Bâtir une entreprise qui fonctionne n’est pas facile. Mais en-dehors de l’image héroïque des entrepreneurs-chevaliers  qui se lancent tous les jours dans des batailles nobles de développement de leurs entreprises, il y a toute une autre réalité. Sa brutalité peut être gênante : il y a environ deux ans, un rapport produit notamment par des médecins de travail, était brièvement mentionné dans les médias mais il a vite disparu des sujets de conversations.

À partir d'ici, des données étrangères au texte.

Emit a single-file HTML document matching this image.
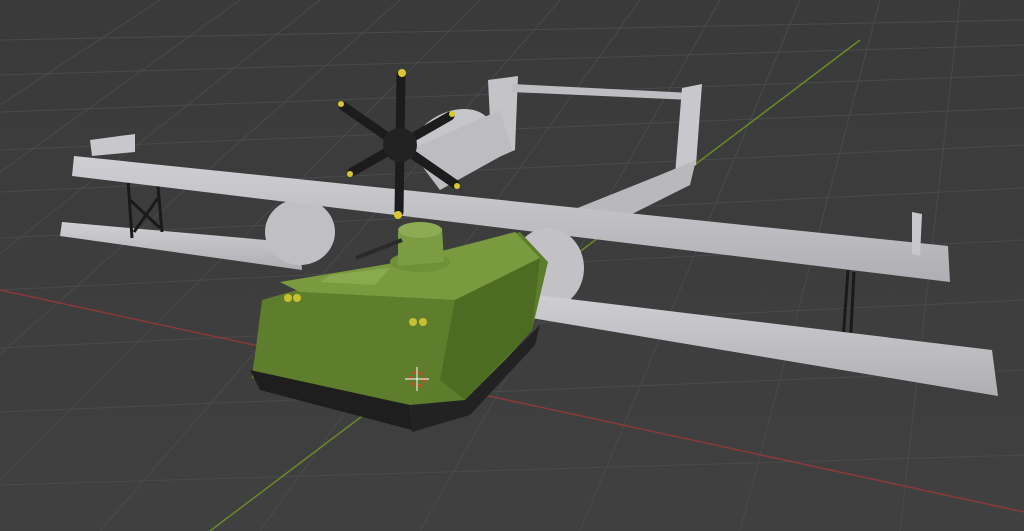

Tout d’abord, pour réellement lancer une affaire il faut un capital de départ. De nombreux créateurs d’entreprises les financent avec leur propre épargne, en vidant leurs livrets, PELs, PEAs et autres LDDs. Le plus souvent ceci n’est pas suffisant. Arrive le tour de « love money », de l’emprunt de l’argent auprès de la famille et des amis.  C’est à partir de cette étape où la pression monte considérablement sur le chef d’entreprise. Tant que le business créé n’est pas profitable, le fondateur a l’épée de Damoclès de ces sommes à rendre aux personnes qu’il/elle croise régulièrement, et qui n’hésitent pas à lancer « et alors, où en es-tu avec ton business ? ». Cette pression est supportable lorsque vos proches vous soutiennent, lorsque votre femme accepte de réduire drastiquement le budget « sorties » ou « alimentation », lorsque votre mari accepte de ne pas vous voir pendant des journées entières. Et lorsque ceci n’est pas le cas ? Le nombre de divorces, de séparations et de crises personnelles pendant ces périodes charnières est inimaginable.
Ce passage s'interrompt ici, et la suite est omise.